Fans were displeased with this teenage romantic comedy as it did not fare well compared to the original movie.

Netflix Inc.

Fans were displeased with this teenage romantic comedy as it did not fare well compared to the original movie.

Avery Nelson, Staff Writer

On Feb. 12, 2020, the sequel to “To All the Boys I’ve Loved Before,” “To All the Boys: P.S. I Still Love You” was released to anxiously awaiting fans. Having been almost a year and a half since the previous movie had been released, people all across the world could be seen snuggling into their favorite blanket while laying on the couch watching the newest Netflix original. 
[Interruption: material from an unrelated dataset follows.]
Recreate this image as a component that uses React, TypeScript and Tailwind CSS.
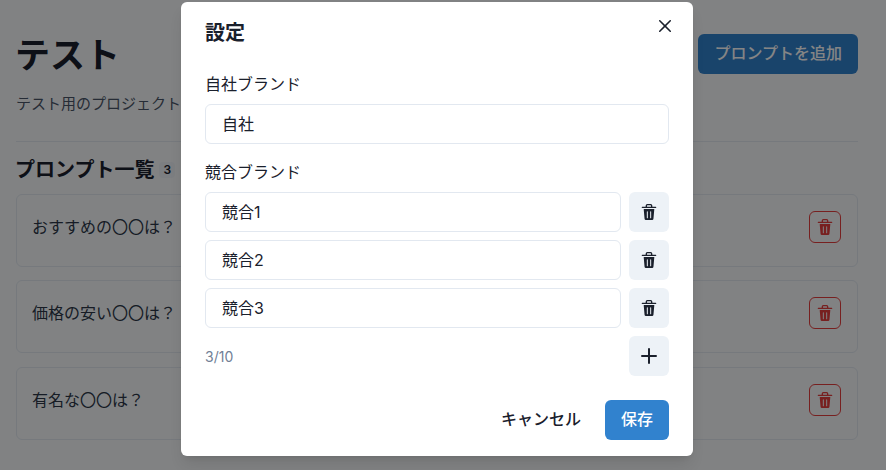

In August of 2018, “To All the Boys I’ve Loved Before,” based on Jenny Han’s novel, produced by Jordan Levin, was added to Netflix’s list of originals. It was an instant hit among teenage girls who were able to watch Lara Jean Song Covey, played by Lana Condor, and Peter Kavinsky, played by Noah Centineo, share little moments as their fake relationship grew to much more. This teen romance movie contained the perfect balance of dramatic, over-the-top scenes mixed with moments that would bring viewers back to reality. On the contrary, the sequel to this fan-favorite lacked the special moments between Covey and Kavinsky that all fans were dying to see more of. 

This movie picks up right where the previous one left off, as Covey and Kavinsky end their fake relationship to start a real one. Like any normal relationship, these two go through their ups and downs together as they discover how their relationship really started. With a newcomer named John Ambrose McClaren, played by Jordan Fisher, who also received one of the infamous love letters, the pot between these three life-long friends begins to simmer. At times in this film, the balance between these character’s personalities does not seem quite right. In one scene, Kavinsky is portrayed as much more of a jerk than usual, while McClaren seems a little too nice. As Covey manages to navigate through this love triangle, it is apparent that this film is also intent on inserting as much drama as possible, that it forgets to document the growth of Covey and Kavinsky’s actual relationship. 

“To All the Boys: P.S. I Still Love You” is just a different chapter of the same book documenting Covey and Kavinsky’s growth as high school students and as a couple. It takes more of a “high school version” approach of relationships, which allows the viewers to be able to truly connect to the content of the film. Despite this movie being saturated with scenes that appear to be trying too hard, it is a perfectly fine way to relax and unwind.